● **Short task**:
Using the material that follows, identify and copy each line with the string "styles".

Interface markup and scripts
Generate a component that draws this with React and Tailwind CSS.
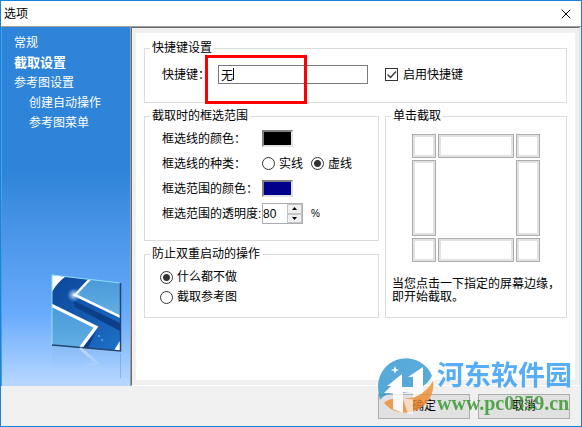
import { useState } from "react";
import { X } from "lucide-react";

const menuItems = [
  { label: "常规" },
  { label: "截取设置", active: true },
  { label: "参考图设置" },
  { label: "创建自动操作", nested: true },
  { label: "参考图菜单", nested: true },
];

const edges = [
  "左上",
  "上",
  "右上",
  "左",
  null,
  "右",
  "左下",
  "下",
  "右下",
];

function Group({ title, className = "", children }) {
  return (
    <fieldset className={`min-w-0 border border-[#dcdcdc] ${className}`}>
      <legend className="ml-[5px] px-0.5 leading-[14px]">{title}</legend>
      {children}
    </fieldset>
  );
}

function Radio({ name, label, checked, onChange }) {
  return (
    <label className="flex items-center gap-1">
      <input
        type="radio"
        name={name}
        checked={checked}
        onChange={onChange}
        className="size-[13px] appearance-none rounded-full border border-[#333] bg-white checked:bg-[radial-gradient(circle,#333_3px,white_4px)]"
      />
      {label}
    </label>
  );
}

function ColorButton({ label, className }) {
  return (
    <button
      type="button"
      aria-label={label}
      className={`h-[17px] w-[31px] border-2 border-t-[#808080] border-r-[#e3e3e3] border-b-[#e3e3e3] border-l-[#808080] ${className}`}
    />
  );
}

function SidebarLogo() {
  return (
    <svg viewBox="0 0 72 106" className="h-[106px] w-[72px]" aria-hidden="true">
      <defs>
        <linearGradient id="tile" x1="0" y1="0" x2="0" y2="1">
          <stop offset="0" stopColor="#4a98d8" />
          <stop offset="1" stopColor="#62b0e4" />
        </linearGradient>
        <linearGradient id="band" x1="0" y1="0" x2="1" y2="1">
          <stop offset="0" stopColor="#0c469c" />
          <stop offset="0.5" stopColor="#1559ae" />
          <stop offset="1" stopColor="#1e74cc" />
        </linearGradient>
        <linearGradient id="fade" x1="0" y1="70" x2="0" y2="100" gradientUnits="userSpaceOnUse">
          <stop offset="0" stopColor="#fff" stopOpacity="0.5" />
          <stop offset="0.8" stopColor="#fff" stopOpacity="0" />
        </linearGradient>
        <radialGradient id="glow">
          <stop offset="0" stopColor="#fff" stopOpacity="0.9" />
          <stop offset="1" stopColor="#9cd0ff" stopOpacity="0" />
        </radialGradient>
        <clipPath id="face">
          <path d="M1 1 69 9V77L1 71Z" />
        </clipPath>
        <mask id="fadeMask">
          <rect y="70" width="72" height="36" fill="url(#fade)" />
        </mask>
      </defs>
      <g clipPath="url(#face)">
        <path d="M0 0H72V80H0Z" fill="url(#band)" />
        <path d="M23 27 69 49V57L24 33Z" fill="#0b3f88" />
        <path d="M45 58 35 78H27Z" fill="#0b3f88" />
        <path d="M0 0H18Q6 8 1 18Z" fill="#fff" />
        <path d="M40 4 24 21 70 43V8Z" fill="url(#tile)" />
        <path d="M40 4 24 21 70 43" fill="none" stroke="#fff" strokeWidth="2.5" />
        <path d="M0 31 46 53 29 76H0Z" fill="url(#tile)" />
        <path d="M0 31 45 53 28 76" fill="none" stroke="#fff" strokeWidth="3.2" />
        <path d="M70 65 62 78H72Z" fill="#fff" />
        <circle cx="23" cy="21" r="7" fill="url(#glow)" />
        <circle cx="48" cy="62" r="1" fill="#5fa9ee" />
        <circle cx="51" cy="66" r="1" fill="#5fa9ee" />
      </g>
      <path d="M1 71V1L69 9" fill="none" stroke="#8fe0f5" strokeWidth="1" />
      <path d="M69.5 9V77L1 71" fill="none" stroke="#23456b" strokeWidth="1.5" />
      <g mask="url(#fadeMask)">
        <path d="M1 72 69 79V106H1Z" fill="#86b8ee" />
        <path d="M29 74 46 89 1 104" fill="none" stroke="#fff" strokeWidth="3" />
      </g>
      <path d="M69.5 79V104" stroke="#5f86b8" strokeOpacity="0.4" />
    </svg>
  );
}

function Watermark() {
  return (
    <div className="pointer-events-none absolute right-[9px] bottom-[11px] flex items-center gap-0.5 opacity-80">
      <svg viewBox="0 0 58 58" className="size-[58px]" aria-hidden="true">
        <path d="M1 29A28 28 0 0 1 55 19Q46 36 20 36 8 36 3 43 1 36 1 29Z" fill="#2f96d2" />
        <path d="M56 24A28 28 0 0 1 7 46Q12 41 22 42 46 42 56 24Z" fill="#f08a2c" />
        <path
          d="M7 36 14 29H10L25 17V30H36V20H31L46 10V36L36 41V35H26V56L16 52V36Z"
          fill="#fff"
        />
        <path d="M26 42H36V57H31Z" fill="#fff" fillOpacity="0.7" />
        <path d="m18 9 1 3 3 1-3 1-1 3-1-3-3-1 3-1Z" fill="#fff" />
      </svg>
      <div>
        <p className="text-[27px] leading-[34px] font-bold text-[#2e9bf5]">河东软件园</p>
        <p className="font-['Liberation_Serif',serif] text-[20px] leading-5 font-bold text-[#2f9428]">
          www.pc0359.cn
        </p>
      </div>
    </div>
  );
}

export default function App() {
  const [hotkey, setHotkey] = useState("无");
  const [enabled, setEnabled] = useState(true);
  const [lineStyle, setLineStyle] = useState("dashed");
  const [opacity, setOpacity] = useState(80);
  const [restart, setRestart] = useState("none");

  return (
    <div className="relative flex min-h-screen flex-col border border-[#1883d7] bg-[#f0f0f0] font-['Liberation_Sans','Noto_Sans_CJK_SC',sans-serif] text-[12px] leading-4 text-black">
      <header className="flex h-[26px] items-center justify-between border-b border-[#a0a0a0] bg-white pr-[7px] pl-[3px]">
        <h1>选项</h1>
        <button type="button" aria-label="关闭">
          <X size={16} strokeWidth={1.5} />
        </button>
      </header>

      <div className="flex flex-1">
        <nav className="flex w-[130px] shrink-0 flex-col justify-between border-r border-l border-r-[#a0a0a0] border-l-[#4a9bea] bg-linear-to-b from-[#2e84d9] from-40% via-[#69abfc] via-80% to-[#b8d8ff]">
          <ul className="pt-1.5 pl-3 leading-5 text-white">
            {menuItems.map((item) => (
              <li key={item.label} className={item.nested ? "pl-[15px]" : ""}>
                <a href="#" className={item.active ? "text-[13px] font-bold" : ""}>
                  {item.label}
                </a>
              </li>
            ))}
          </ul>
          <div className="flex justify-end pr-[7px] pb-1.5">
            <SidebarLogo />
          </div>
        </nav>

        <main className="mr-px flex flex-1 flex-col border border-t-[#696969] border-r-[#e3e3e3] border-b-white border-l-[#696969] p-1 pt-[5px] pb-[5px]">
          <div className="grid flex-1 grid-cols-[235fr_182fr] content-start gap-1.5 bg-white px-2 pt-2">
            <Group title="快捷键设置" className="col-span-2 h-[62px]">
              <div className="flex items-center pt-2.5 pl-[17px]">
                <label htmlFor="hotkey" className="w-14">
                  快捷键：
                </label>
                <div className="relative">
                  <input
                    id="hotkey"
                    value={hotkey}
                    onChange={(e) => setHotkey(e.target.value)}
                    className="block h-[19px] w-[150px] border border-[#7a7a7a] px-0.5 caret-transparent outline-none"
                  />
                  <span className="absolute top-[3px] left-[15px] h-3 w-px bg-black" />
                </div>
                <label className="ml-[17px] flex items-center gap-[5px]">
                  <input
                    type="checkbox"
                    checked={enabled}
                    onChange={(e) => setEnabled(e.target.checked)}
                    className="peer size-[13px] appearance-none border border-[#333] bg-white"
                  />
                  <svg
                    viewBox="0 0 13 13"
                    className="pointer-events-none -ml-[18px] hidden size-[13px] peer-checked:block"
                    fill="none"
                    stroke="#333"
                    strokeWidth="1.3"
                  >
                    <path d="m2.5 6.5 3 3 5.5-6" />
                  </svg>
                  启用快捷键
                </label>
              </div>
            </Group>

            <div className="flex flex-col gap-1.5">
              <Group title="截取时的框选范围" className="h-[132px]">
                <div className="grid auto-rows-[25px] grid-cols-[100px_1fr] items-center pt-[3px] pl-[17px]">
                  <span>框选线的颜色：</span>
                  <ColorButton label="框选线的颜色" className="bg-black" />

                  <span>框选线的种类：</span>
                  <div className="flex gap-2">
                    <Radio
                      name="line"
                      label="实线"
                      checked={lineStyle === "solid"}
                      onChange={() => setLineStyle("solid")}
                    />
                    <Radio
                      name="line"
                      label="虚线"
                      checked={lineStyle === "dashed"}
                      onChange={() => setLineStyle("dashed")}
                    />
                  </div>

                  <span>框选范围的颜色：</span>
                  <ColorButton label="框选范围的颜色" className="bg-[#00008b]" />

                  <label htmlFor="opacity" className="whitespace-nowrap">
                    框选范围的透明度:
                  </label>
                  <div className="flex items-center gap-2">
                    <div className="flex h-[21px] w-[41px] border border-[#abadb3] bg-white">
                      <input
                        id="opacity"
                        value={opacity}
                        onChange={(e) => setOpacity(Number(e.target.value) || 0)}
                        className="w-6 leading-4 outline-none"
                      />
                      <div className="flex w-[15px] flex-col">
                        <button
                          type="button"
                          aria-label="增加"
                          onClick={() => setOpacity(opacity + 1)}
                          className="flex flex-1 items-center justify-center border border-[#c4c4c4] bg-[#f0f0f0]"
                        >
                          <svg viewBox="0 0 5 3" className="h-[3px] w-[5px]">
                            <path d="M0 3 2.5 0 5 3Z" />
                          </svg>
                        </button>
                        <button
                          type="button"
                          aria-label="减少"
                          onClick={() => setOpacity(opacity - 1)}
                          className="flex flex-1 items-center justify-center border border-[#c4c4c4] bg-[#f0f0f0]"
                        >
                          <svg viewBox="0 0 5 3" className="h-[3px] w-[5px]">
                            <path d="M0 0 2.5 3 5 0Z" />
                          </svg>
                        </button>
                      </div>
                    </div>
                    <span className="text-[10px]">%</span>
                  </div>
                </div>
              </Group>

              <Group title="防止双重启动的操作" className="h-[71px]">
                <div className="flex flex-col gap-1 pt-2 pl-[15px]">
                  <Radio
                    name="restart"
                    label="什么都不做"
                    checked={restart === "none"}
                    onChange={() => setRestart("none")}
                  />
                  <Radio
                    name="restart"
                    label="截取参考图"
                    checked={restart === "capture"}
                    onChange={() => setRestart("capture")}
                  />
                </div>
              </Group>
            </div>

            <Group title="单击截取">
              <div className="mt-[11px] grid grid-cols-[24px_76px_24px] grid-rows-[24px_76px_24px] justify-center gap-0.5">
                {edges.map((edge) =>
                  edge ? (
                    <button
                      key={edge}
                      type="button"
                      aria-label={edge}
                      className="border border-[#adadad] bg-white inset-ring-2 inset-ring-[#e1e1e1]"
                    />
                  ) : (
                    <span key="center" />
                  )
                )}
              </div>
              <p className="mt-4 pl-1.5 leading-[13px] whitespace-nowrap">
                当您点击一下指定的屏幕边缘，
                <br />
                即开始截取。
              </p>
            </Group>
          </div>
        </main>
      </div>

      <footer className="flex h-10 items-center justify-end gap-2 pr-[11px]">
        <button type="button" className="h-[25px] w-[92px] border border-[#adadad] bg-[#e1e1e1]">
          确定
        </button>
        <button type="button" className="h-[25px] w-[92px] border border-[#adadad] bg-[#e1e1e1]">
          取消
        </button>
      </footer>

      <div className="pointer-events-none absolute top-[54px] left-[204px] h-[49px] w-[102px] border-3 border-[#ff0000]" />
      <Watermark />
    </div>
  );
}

---

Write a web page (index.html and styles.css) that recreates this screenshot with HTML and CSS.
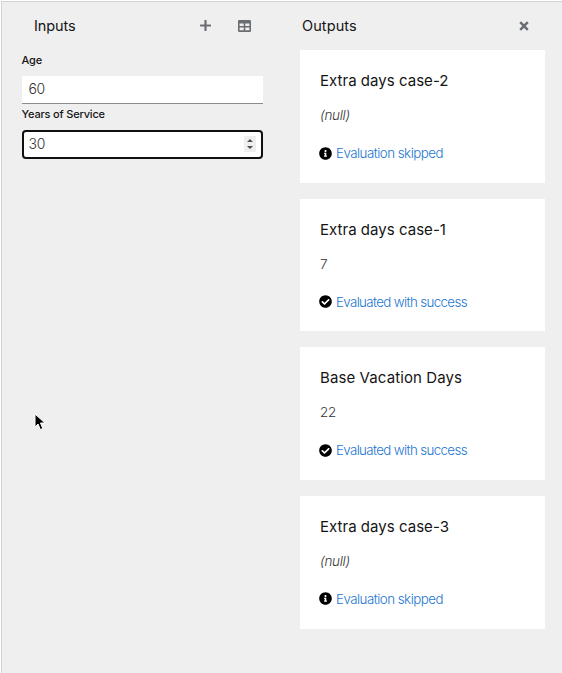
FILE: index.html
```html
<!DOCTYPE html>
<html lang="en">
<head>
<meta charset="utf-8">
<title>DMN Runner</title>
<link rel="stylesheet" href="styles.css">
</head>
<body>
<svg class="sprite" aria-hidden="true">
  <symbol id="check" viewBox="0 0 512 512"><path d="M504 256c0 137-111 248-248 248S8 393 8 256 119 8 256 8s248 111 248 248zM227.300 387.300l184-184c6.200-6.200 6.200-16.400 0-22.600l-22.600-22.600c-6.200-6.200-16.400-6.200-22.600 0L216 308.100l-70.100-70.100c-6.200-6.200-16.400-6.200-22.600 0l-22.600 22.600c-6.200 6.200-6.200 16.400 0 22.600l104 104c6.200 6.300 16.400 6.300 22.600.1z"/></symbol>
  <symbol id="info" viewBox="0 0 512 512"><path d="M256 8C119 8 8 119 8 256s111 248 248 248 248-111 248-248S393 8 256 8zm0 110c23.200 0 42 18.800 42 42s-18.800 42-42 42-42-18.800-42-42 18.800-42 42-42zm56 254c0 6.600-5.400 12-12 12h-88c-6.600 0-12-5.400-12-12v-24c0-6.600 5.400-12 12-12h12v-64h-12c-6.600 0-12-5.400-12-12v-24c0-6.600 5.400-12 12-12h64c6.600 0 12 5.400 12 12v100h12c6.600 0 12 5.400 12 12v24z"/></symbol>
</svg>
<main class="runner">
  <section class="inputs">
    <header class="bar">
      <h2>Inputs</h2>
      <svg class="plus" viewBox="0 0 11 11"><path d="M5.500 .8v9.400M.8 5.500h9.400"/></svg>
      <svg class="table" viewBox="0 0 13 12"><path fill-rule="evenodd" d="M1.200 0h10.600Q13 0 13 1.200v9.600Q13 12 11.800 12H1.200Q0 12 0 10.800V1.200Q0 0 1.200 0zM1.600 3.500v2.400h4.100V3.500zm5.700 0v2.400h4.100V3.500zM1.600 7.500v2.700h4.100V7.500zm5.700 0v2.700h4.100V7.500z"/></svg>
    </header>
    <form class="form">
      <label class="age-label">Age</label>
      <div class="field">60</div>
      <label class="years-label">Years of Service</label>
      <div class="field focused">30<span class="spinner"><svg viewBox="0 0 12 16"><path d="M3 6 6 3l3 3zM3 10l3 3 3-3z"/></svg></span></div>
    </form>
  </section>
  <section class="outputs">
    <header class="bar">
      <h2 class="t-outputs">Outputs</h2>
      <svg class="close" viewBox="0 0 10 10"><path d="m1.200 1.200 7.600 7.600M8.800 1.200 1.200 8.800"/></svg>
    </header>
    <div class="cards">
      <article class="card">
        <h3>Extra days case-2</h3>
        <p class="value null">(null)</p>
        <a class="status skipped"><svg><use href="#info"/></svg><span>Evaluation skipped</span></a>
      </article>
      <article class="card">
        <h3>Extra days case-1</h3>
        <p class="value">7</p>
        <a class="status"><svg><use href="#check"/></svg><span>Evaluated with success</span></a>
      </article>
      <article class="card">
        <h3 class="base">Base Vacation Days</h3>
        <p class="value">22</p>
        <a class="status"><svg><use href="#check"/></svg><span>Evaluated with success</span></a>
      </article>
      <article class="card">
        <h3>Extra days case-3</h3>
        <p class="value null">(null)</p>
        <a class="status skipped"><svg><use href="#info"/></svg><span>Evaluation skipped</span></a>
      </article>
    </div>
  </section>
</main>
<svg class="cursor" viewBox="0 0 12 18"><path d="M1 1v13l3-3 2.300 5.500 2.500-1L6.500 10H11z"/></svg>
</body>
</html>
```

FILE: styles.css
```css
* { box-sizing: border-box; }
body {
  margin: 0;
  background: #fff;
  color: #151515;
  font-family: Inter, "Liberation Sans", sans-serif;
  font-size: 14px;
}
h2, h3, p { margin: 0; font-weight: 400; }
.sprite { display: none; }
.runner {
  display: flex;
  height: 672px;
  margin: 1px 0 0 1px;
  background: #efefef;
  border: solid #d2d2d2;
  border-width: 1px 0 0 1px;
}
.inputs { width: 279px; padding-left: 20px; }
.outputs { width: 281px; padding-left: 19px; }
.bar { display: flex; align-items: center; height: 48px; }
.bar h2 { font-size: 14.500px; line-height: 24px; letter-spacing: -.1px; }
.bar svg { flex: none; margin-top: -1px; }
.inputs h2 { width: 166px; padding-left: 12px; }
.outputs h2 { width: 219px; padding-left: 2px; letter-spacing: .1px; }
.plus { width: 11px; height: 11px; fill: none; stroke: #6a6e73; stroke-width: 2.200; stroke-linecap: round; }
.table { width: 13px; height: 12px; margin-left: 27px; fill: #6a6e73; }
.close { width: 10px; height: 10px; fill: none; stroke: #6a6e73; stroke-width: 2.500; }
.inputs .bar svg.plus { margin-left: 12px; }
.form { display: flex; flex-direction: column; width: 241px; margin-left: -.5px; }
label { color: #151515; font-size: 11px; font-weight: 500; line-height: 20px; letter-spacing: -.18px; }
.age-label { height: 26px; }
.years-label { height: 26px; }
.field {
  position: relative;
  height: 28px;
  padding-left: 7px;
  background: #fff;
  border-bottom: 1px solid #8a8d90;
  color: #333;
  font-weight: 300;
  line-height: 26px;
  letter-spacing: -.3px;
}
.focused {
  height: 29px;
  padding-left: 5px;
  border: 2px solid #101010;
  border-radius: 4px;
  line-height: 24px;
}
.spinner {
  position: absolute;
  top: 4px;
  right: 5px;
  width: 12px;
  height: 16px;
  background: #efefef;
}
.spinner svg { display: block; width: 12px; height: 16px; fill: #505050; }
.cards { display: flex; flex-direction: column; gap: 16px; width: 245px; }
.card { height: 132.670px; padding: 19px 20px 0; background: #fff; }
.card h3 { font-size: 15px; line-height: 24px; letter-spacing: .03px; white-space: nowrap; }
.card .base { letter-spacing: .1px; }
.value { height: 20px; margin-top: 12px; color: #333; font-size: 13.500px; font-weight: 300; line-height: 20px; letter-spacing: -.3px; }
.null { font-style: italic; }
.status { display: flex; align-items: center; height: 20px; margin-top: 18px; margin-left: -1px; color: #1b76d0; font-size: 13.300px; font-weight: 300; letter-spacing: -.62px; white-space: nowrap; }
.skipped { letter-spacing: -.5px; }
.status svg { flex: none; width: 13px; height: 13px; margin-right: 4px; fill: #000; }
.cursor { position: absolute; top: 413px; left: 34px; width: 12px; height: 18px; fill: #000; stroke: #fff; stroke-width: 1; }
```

● **Answer**:
Write a web page (index.html and styles.css) that recreates this screenshot with HTML and CSS.
<link rel="stylesheet" href="styles.css">
FILE: styles.css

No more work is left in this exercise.